Jakarta, 27 Juni 2009. Godaan atas kebijakan yang selama ini diterapkan dan ditertibkan muncul disaat pembukaan Pekan Olahraga Nasional (PON) Tenis 2009. Datangnya dari pelatih tenis Bunge Nahor kepada saya yang di PON Tenis sebagai wakil koordinator pertandingan Panpel. Masalahnya sebelum PON , saya sibuk dengan membuat aturan aturan yang akan digunakan di PON Tenis ini. Kali ini hanya karena tim PON Tenis Sulawesi Utara kekurangan petenis Veterannya maka saya diundang untuk mengisis kekurangannya.
Saat itu sedang ada rekan Sekretaris Umum KONI Provinsi Kepulauan Riau bersama Albert Wuysang Sekretaris Pengprov Pelti Sulawsi Utara dan Ketua Bidang Pertandingan PP Pelti Johannes Susanto, Bunge Nahor menawarkan agar saya bisa ikut karena dalam tim Veteran Sulut semuanya berusia dibawah 60 tahun ,sehingga tidak bisa ikut kompetisi dalam PON Tenis 2009.
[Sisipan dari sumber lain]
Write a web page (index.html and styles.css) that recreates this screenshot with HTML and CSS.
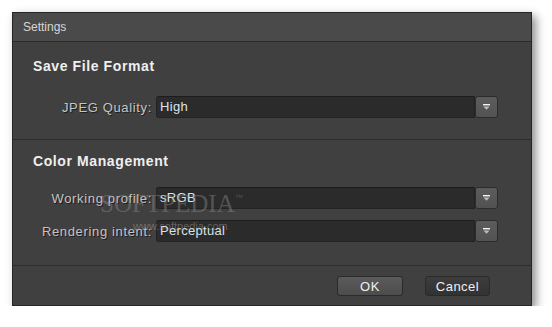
FILE: index.html
```html
<!DOCTYPE html>
<html lang="en">

<head>
    <meta charset="UTF-8">
    <title>Settings</title>
    <link rel="stylesheet" href="styles.css">
</head>

<body>
    <div class="window">
        <div class="titlebar">Settings</div>

        <div class="section first">
            <h2>Save File Format</h2>
            <div class="row">
                <label>JPEG Quality:</label>
                <div class="select">
                    <span class="value">High</span>
                    <span class="arrow">
                        <svg width="9" height="8" viewBox="0 0 9 8"><rect x="1" y="1" width="7" height="1.4" fill="#f4f4f4"/><path d="M1.5 3.6 H7.5 L4.5 6.8 Z" fill="#bdbdbd"/></svg>
                    </span>
                </div>
            </div>
        </div>

        <div class="section second">
            <h2>Color Management</h2>
            <div class="row">
                <label>Working profile:</label>
                <div class="select">
                    <span class="value">sRGB</span>
                    <span class="arrow">
                        <svg width="9" height="8" viewBox="0 0 9 8"><rect x="1" y="1" width="7" height="1.4" fill="#f4f4f4"/><path d="M1.5 3.6 H7.5 L4.5 6.8 Z" fill="#bdbdbd"/></svg>
                    </span>
                </div>
            </div>
            <div class="row">
                <label>Rendering intent:</label>
                <div class="select">
                    <span class="value">Perceptual</span>
                    <span class="arrow">
                        <svg width="9" height="8" viewBox="0 0 9 8"><rect x="1" y="1" width="7" height="1.4" fill="#f4f4f4"/><path d="M1.5 3.6 H7.5 L4.5 6.8 Z" fill="#bdbdbd"/></svg>
                    </span>
                </div>
            </div>
            <div class="watermark">
                <span class="mark">SOFTPEDIA<sup>™</sup></span>
                <span class="url">www.softpedia.com</span>
            </div>
        </div>

        <div class="footer">
            <button class="btn ok">OK</button>
            <button class="btn cancel">Cancel</button>
        </div>
    </div>
</body>

</html>
```

FILE: styles.css
```css
body {
    margin: 0;
    background-color: #ffffff;
    font-family: "Liberation Sans", Arial, sans-serif;
}

.window {
    margin: 12px 0 0 12px;
    width: 518px;
    border: 1px solid #262626;
    background-color: #404040;
    box-shadow: 4px 4px 9px rgba(0, 0, 0, 0.45);
}

.titlebar {
    height: 28px;
    line-height: 28px;
    padding-left: 10px;
    background-color: #4a4a4a;
    border-bottom: 1px solid #2a2a2a;
    color: #d6d6d6;
    font-size: 12px;
}

.section {
    position: relative;
    padding-left: 20px;
    padding-right: 32px;
}

.section.first {
    padding-top: 16px;
    padding-bottom: 21px;
    border-bottom: 1px solid #2d2d2d;
}

.section.second {
    padding-top: 13px;
    padding-bottom: 23px;
    border-bottom: 1px solid #2d2d2d;
}

h2 {
    margin: 0 0 22px 0;
    height: 16px;
    line-height: 16px;
    font-size: 14px;
    font-weight: bold;
    letter-spacing: 0.6px;
    color: #efefef;
}

.second h2 {
    margin-bottom: 18px;
}

.row {
    display: grid;
    grid-template-columns: 119px 342px;
    gap: 4px;
    align-items: center;
    margin-left: -20px;
    padding-left: 20px;
}

.row + .row {
    margin-top: 11px;
}

label {
    text-align: right;
    font-size: 13px;
    letter-spacing: 0.65px;
    color: #c4c4c4;
    text-shadow: 1px 1px 0 #1e1e1e;
    white-space: nowrap;
}

.select {
    display: flex;
    height: 22px;
}

.select .value {
    flex: 1;
    box-sizing: border-box;
    height: 22px;
    line-height: 20px;
    padding-left: 3px;
    background-color: #2b2b2b;
    border: 1px solid #232323;
    border-top-color: #1c1c1c;
    border-radius: 3px 0 0 3px;
    color: #d9e3ea;
    font-size: 13px;
    letter-spacing: 0.3px;
}

.select .arrow {
    box-sizing: border-box;
    width: 23px;
    height: 22px;
    display: flex;
    align-items: center;
    justify-content: center;
    background: linear-gradient(#5c5c5c, #525252);
    border: 1px solid #2c2c2c;
    border-radius: 3px;
}

.footer {
    display: flex;
    justify-content: flex-end;
    gap: 22px;
    padding: 10px 41px 9px 0;
}

.btn {
    box-sizing: border-box;
    height: 20px;
    border: 1px solid #2a2a2a;
    border-radius: 3px;
    color: #f0f0f0;
    font-family: "Liberation Sans", Arial, sans-serif;
    font-size: 13px;
    letter-spacing: 0.5px;
    padding: 0;
}

.btn.ok {
    width: 66px;
    background: linear-gradient(#5b5b5b, #4c4c4c);
}

.btn.cancel {
    width: 65px;
    background: linear-gradient(#3c3c3c, #323232);
}

.watermark {
    position: absolute;
    left: 87px;
    top: 44px;
    pointer-events: none;
}

.watermark .mark {
    display: block;
    line-height: 28px;
    font-family: "Liberation Serif", serif;
    font-size: 25px;
    color: rgba(150, 150, 150, 0.4);
}

.watermark .mark sup {
    font-size: 8px;
    font-family: "Liberation Sans", sans-serif;
    vertical-align: 12px;
}

.watermark .url {
    display: block;
    margin: 2px 0 0 33px;
    font-size: 11px;
    color: rgba(170, 170, 170, 0.45);
}
```
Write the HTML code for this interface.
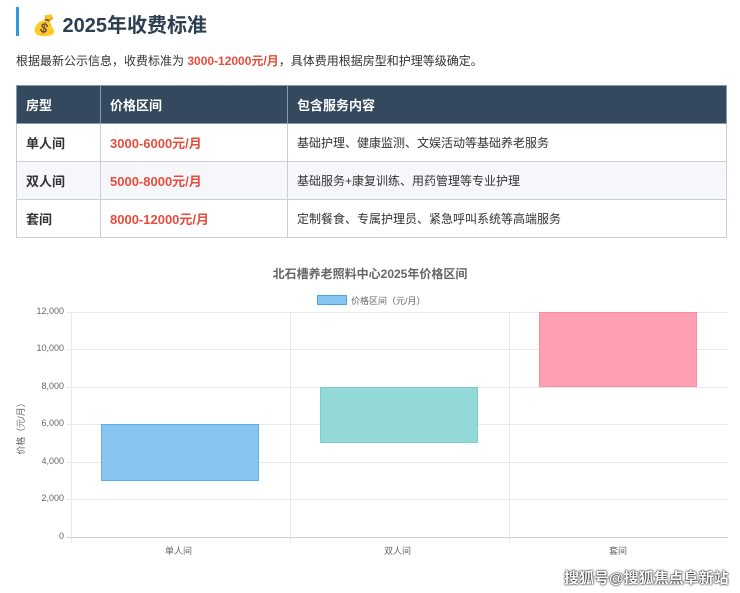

Melihat tawaran ini, sayapun dengan bergurau menyampaikan mau ikut tetapi menanyakan berapa berani bayar saya. " Kitakan harus profesional, berapa berani bayar ?" ujar saya sehingga yang lainnya ikut tertawa. Langsung Johannes Susanto dengan kencang sampaikan kalau rekan rekan yang direkruit tim Sulut itu berasal dari Jakarta. " Kalau Togap tidak boleh ikut. Tapi kalau Opa Ferry boleh saja." ujar Johannes menambah keruhnya masalahnya. Karena saya tahu kalau ini hanya guyonan maka ikut juga tertawa.
Andaikan saya diminta ikut, tentunya tidak memenuhi persyaratannya. Yaitu harus mempunyai Kartu Tanda Anggota Pelti dengan domisili di Manado. Sedangkan saya sudah punya KTA Pelti dengan domisili di Jakarta. Harus dibuat lagi perpindahan KTA Pelti sesuai dengan aturan PON Tenis 2009. Ada aturan mutasi.
Jika saya ikut, tentunya saya sudah melanggar aturan yang saya ikut buat. Disinilah masalahnya, dan dalam hatipun saya tahu kalau saya tidak boleh ikut. Hanya karena ingin bercanda kepada rekan Bunge Nahor maka sayaopun memberikan harapan kepadanya.
Memang di PON Tenis 2009, banyak masalah muncul dimana sayapun diminta bantuan untuk memecahkan permasalahnnya termasuk masalah KTA Pelti sebagai salah satu persyaratan keikut sertaannya. Berbagai macam persoalan disuatu turnamen selalu timbul permasalahan yang disebabkan karena berbagai cara dan macam pandang membaca peraturan peraturan yang sudah dibuat rapi tetapi karena masing masing pihak memiliki conflict of interest maka memicu permasalahannya. Begitulah yang sering saya alami melihat prilaku teman teman di tenis Indonesia. Dimana masing masing menggunakan dalih demi pembinaan sehingga berbagai carapun dilakukan walaupun jelas jelas melanggar aturan yang sudah dibuat sedemikian rapi. Saya hany melihat dengan gampang saja jika ingin memutuskan sehingga memberikan jawaban akhir. Inilah seninya di pertenisan Indonesia, jika tidak tabah dan tekun maka setiap saat akan dirongrong oleh kepentingan pribadi masing masin pihak.
Saya sendiri selama ini membiarkan masing masing pihak mempertahankan argumennya sehingga tidak bisa memberikan kesimpulan, akibatnya akan larinya kepada saya meminta pendapat.